"Thirteen people, most of them police, have died in the bomb blast in Kandahar city and were taken to the Kandahar public health hospital," a doctor on duty, who gave his name as Mamoon, said.
"Eleven are wounded, most of them in critical condition," he added.
The interior ministry confirmed the blast was caused by a bomb.
"A suicide bomber wanted to get into the headquarters and while police were searching him he detonated the bomb which killed 13 people, among which seven are police and six civilians," ministry spokesman Yousuf Stanizai told AFP.
"The suicide bomber was totally blown into pieces. This is the work of the Taliban and al-Qaeda, the enemies of peace and development in Afghanistan," Mr Stanizai added.
A destroyed motorbike was at the scene of the blast, which was splattered in blood, according to an AFP journalist.
"We think the bomb was attached to a motorbike that was parked outside the building," police commander Bashir Khan said as he surveyed the site of the blast.
Police and Canadian soldiers with the US-led coalition force in Afghanistan immediately sealed off the area.

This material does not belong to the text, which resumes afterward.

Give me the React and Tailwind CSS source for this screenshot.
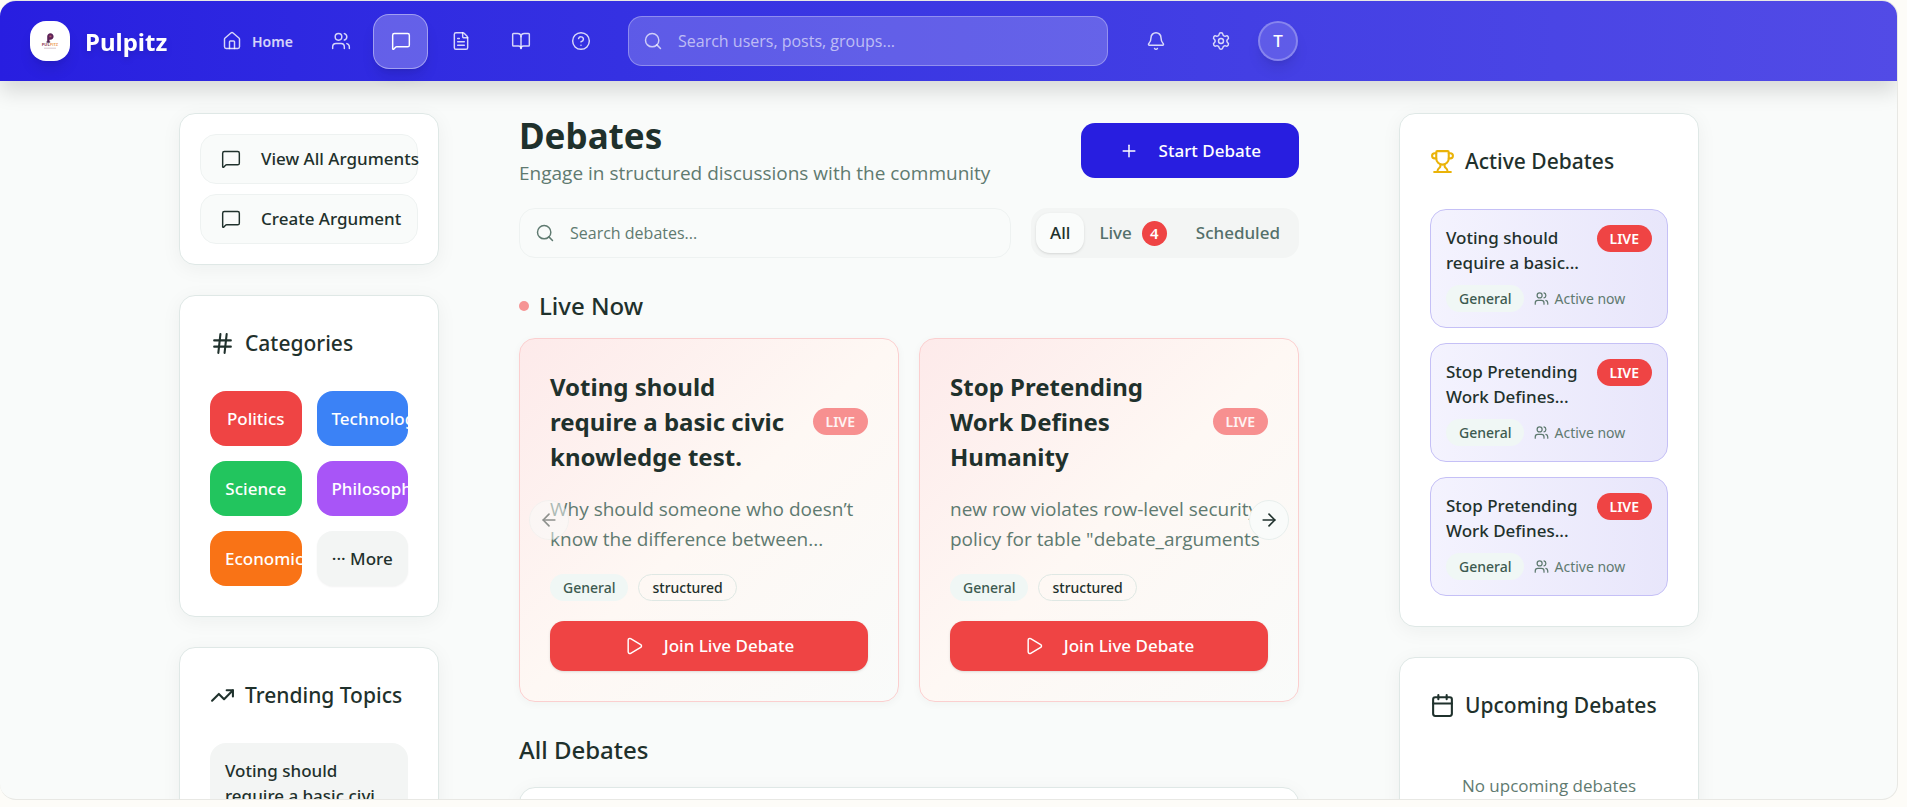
import {
  ArrowLeft, ArrowRight, Bell, BookOpen, Calendar, CircleHelp, FileText, Hash, House,
  MessageSquare, Play, Plus, Search, Settings, TrendingUp, Trophy, Users,
} from "lucide-react";

const CARD = "rounded-2xl border border-[#dfe8e6] bg-white shadow-[0_4px_20px_rgba(20,40,35,0.05)]";
const BODY = "font-['Open_Sans','Noto_Sans',sans-serif]";

function Logo() {
  return (
    <span className="flex size-10 shrink-0 items-center justify-center rounded-2xl bg-white shadow-lg">
      <svg width="18" height="18" viewBox="0 0 18 18" aria-hidden="true">
        <path d="M6.2 10.5V4.6C6.2 2.6 7.6 1.2 9.4 1.2s3.2 1.3 3.2 3.2-1.4 3.3-3.2 3.3h-.9v2.8z" fill="#5c2358" />
        <path d="M8.4 3.6h2v1.6h-2z" fill="#b5566c" />
        <path d="M5.4 9.6h3.8v1H5.4z" fill="#3a2140" />
        <text x="9" y="14.4" textAnchor="middle" fontSize="4" fontWeight="700" fontFamily="Open Sans, sans-serif" fill="#8c3b57">
          PUL<tspan fill="#eda05a">PITZ</tspan>
        </text>
        <path d="M3 16.2h12" stroke="#cdb9c2" strokeWidth="0.8" />
      </svg>
    </span>
  );
}

const NAV = [
  { label: "Groups", Icon: Users },
  { label: "Debates", Icon: MessageSquare, active: true },
  { label: "Articles", Icon: FileText },
  { label: "Library", Icon: BookOpen },
  { label: "Help", Icon: CircleHelp },
];

function Header() {
  return (
    <header className="relative z-10 flex h-20 shrink-0 items-center bg-linear-to-r from-[#281ee0] to-[#524be6] px-[30px] text-white shadow-[0_10px_20px_rgba(0,0,0,0.14)]">
      <a href="#" className="flex items-center gap-[15px]">
        <Logo />
        <span className="w-[85px] text-[24px] leading-[35px] font-bold drop-shadow-md">Pulpitz</span>
      </a>
      <nav className="ml-9 flex items-center gap-[5px]">
        <a href="#" className="flex h-[55px] w-[102px] items-center gap-[10px] px-4 text-[14px] font-semibold text-white/80">
          <House size={20} strokeWidth={1.75} className="shrink-0" />
          Home
        </a>
        {NAV.map(({ label, Icon, active }) => (
          <a
            key={label}
            href="#"
            aria-label={label}
            className={
              active
                ? "flex size-[55px] items-center justify-center rounded-2xl border border-white/40 bg-white/25 shadow-lg"
                : "flex size-[55px] items-center justify-center text-white/80"
            }
          >
            <Icon size={20} strokeWidth={1.75} />
          </a>
        ))}
      </nav>
      <label className="ml-5 flex h-[50px] w-full max-w-[480px] items-center gap-[15px] rounded-[14px] border border-white/30 bg-white/20 px-[14px]">
        <Search size={20} strokeWidth={1.75} className="shrink-0 text-white/70" />
        <input
          type="search"
          aria-label="Search users, posts, groups"
          placeholder="Search users, posts, groups..."
          className={`${BODY} min-w-0 flex-1 bg-transparent text-[16px] outline-none placeholder:text-white/60`}
        />
      </label>
      <div className="ml-5 flex items-center gap-[10px]">
        <button aria-label="Notifications" className="flex size-[55px] items-center justify-center text-white/80">
          <Bell size={20} strokeWidth={1.75} />
        </button>
        <button aria-label="Settings" className="flex size-[55px] items-center justify-center text-white/80">
          <Settings size={20} strokeWidth={1.75} />
        </button>
        <button aria-label="Account" className="flex size-10 items-center justify-center rounded-full border-2 border-white/25 bg-white/15 text-[17px] font-medium shadow-lg">
          T
        </button>
      </div>
    </header>
  );
}

function PanelTitle({ Icon, tone, children }) {
  return (
    <h2 className="flex h-[35px] items-center gap-[10px] text-[21px] font-medium whitespace-nowrap">
      <Icon size={25} className={tone} />
      {children}
    </h2>
  );
}

function Tag({ children }) {
  return (
    <span className="flex h-[27px] items-center rounded-full bg-[#f0f7f5] px-[13px] text-[14px] font-medium text-[#3d5a50]">
      {children}
    </span>
  );
}

const CATEGORIES = [
  { name: "Politics", style: "bg-[#ef4444] text-white" },
  { name: "Technology", style: "bg-[#3b82f6] text-white" },
  { name: "Science", style: "bg-[#22c55e] text-white" },
  { name: "Philosophy", style: "bg-[#a855f7] text-white" },
  { name: "Economics", style: "bg-[#f97316] text-white" },
  { name: "··· More", style: "bg-[#f3f5f4] text-[#1f312c] shadow-xs" },
];

function LeftColumn() {
  return (
    <aside className="flex w-[260px] shrink-0 flex-col gap-[30px]">
      <section className={`${CARD} flex flex-col gap-[10px] p-5`}>
        {["View All Arguments", "Create Argument"].map((label) => (
          <button
            key={label}
            className="flex h-[50px] items-center gap-5 rounded-2xl border border-[#eef2f1] bg-[#f9fbfa] px-5 text-[17px] font-medium whitespace-nowrap"
          >
            <MessageSquare size={20} strokeWidth={1.75} className="shrink-0" />
            {label}
          </button>
        ))}
      </section>

      <section className={`${CARD} flex flex-col gap-[30px] p-[30px]`}>
        <PanelTitle Icon={Hash}>Categories</PanelTitle>
        <div className="grid grid-cols-2 gap-[15px]">
          {CATEGORIES.map(({ name, style }) => (
            <button key={name} className={`${style} flex h-[55px] min-w-0 overflow-hidden rounded-2xl px-[15px] text-[17px] font-medium whitespace-nowrap`}>
              <span className="m-auto">{name}</span>
            </button>
          ))}
        </div>
      </section>

      <section className={`${CARD} flex flex-col gap-[30px] p-[30px]`}>
        <PanelTitle Icon={TrendingUp}>Trending Topics</PanelTitle>
        <a href="#" className="rounded-2xl bg-[#f3f5f4] p-[15px] text-[17px] leading-[25px] font-medium">
          Voting should<br />require a basic civi...
        </a>
      </section>
    </aside>
  );
}

const LIVE = [
  {
    title: "Voting should require a basic civic knowledge test.",
    text: ["Why should someone who doesn’t", "know the difference between..."],
  },
  {
    title: "Stop Pretending Work Defines Humanity",
    text: ["new row violates row-level security", 'policy for table "debate_arguments'],
  },
];

function LiveCard({ title, text }) {
  return (
    <article className="flex flex-col gap-5 rounded-2xl border border-[#fbcfcf] bg-linear-to-br from-[#fdeaea] via-[#fef8f4] to-[#f9fbfa] p-[30px] shadow-[0_2px_8px_rgba(20,40,35,0.04)]">
      <div className="flex items-center justify-between">
        <h3 className="w-[240px] text-[24px] leading-[35px] font-bold">{title}</h3>
        <span className="flex h-[27px] items-center rounded-full bg-[#f79090] px-[13px] text-[14px] font-semibold text-white/90">LIVE</span>
      </div>
      <p className={`${BODY} text-[19px] leading-[30px] whitespace-nowrap text-[#5f7a70]`}>
        {text[0]}<br />{text[1]}
      </p>
      <div className="flex gap-[10px]">
        <Tag>General</Tag>
        <span className="flex h-[27px] items-center rounded-full border border-[#dfe8e4] px-[13px] text-[14px] font-medium">structured</span>
      </div>
      <button className="flex h-[50px] items-center justify-center gap-5 rounded-[14px] bg-[#ef4444] text-[17px] font-medium text-white shadow-sm">
        <Play size={20} strokeWidth={1.75} />
        Join Live Debate
      </button>
    </article>
  );
}

function MainColumn() {
  return (
    <main className="mr-[100px] ml-20 min-w-0 flex-1">
      <div className="flex items-center justify-between">
        <div>
          <h1 className="text-[35px] leading-[45px] font-bold">Debates</h1>
          <p className={`${BODY} text-[19px] leading-[30px] text-[#5f7a70]`}>Engage in structured discussions with the community</p>
        </div>
        <button className="flex h-[55px] items-center gap-5 rounded-[14px] bg-[#281ee0] px-[38px] text-[17px] font-medium text-white">
          <Plus size={20} strokeWidth={1.75} />
          Start Debate
        </button>
      </div>

      <div className="mt-5 flex gap-5">
        <label className="flex h-[50px] min-w-0 flex-1 items-center gap-[15px] rounded-2xl border border-[#eef2f1] px-[15px]">
          <Search size={20} strokeWidth={1.75} className="shrink-0 text-[#5f7a70]" />
          <input
            type="search"
            aria-label="Search debates"
            placeholder="Search debates..."
            className={`${BODY} min-w-0 flex-1 bg-transparent text-[16px] outline-none placeholder:text-[#5f7a70]`}
          />
        </label>
        <div role="tablist" className="flex h-[50px] items-center rounded-2xl bg-[#f3f5f4] p-[5px] text-[17px] font-medium text-[#54706a]">
          <button role="tab" aria-selected="true" className="h-10 rounded-[14px] bg-[#fafcfb] px-[14px] text-[#1f312c] shadow-sm">All</button>
          <button role="tab" aria-selected="false" className="flex h-10 items-center gap-[10px] px-[15px]">
            Live
            <span className="flex size-[25px] items-center justify-center rounded-full bg-[#ef4444] text-[15px] font-semibold text-white">4</span>
          </button>
          <button role="tab" aria-selected="false" className="h-10 px-[14px]">Scheduled</button>
        </div>
      </div>

      <h2 className="mt-[30px] flex h-[35px] items-center gap-[10px] text-[24px] font-medium">
        <span className="size-[10px] rounded-full bg-[#f69494]" />
        Live Now
      </h2>
      <div className="relative mt-[15px] grid grid-cols-2 gap-5">
        {LIVE.map((d) => (
          <LiveCard key={d.title} {...d} />
        ))}
        <button aria-label="Previous" disabled className="absolute top-1/2 left-[10px] flex size-10 -translate-y-1/2 items-center justify-center rounded-full border border-[#e8efed] bg-[#f9fbfa] opacity-50">
          <ArrowLeft size={20} />
        </button>
        <button aria-label="Next" className="absolute top-1/2 right-[10px] flex size-10 -translate-y-1/2 items-center justify-center rounded-full border border-[#e8efed] bg-[#f9fbfa]">
          <ArrowRight size={20} />
        </button>
      </div>

      <h2 className="mt-[30px] text-[24px] leading-[35px] font-medium">All Debates</h2>
      <section className={`${CARD} mt-5 h-[200px]`} />
    </main>
  );
}

const ACTIVE = [
  ["Voting should", "require a basic..."],
  ["Stop Pretending", "Work Defines..."],
  ["Stop Pretending", "Work Defines..."],
];

function RightColumn() {
  return (
    <aside className="flex w-[300px] shrink-0 flex-col gap-[30px]">
      <section className={`${CARD} p-[30px]`}>
        <PanelTitle Icon={Trophy} tone="text-[#eab308]">Active Debates</PanelTitle>
        <ul className="mt-[30px] flex flex-col gap-[15px]">
          {ACTIVE.map(([first, second], i) => (
            <li key={i} className="rounded-2xl border border-[#c5c0f6] bg-linear-to-r from-[#f4f3fe] to-[#e8e6fb] p-[15px]">
              <div className="flex items-start justify-between">
                <h3 className="text-[17px] leading-[25px] font-medium whitespace-nowrap">{first}<br />{second}</h3>
                <span className="flex h-[27px] items-center rounded-full bg-[#ef4444] px-[13px] text-[14px] font-semibold text-white">LIVE</span>
              </div>
              <div className="mt-[10px] flex items-center gap-[10px]">
                <Tag>General</Tag>
                <span className="flex items-center gap-[5px] text-[14px] leading-5 text-[#5f7a70]">
                  <Users size={15} />
                  Active now
                </span>
              </div>
            </li>
          ))}
        </ul>
      </section>

      <section className={`${CARD} p-[30px]`}>
        <PanelTitle Icon={Calendar}>Upcoming Debates</PanelTitle>
        <p className={`${BODY} mt-[30px] py-5 text-center text-[17px] leading-[25px] text-[#5f7a70]`}>No upcoming debates</p>
      </section>
    </aside>
  );
}

export default function App() {
  return (
    <div className="h-screen overflow-hidden bg-[#fdfcf8] pr-[9px] pb-[7px] font-['Noto_Sans','Open_Sans',sans-serif] text-[#1f312c]">
      <div className="flex h-full flex-col overflow-hidden rounded-2xl border border-l-0 border-[#e8e8e4] bg-[#f9fbfa]">
        <Header />
        <div className="min-h-0 flex-1 overflow-hidden pt-8 pr-[19px]">
          <div className="mx-auto flex max-w-[1520px] items-start">
            <LeftColumn />
            <MainColumn />
            <RightColumn />
          </div>
        </div>
      </div>
    </div>
  );
}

Purported Taliban spokesman Qari Yousuf Ahmadi told AFP, "It was carried out by one of our mujahedin (holy warrior) brothers. It was a suicide attack aimed at the police headquarters."
Kandahar, the birthplace of the Taliban movement that rose to control most of Afghanistan by 1996, has seen the worst of a rash of suicide and car bomb attacks that have claimed dozens of lives in past weeks.
Around 1,700 people were killed in insurgent-linked violence last year, many of them militants killed by Afghan security forces or by troops from the US-led coalition helping the government to hunt down insurgents.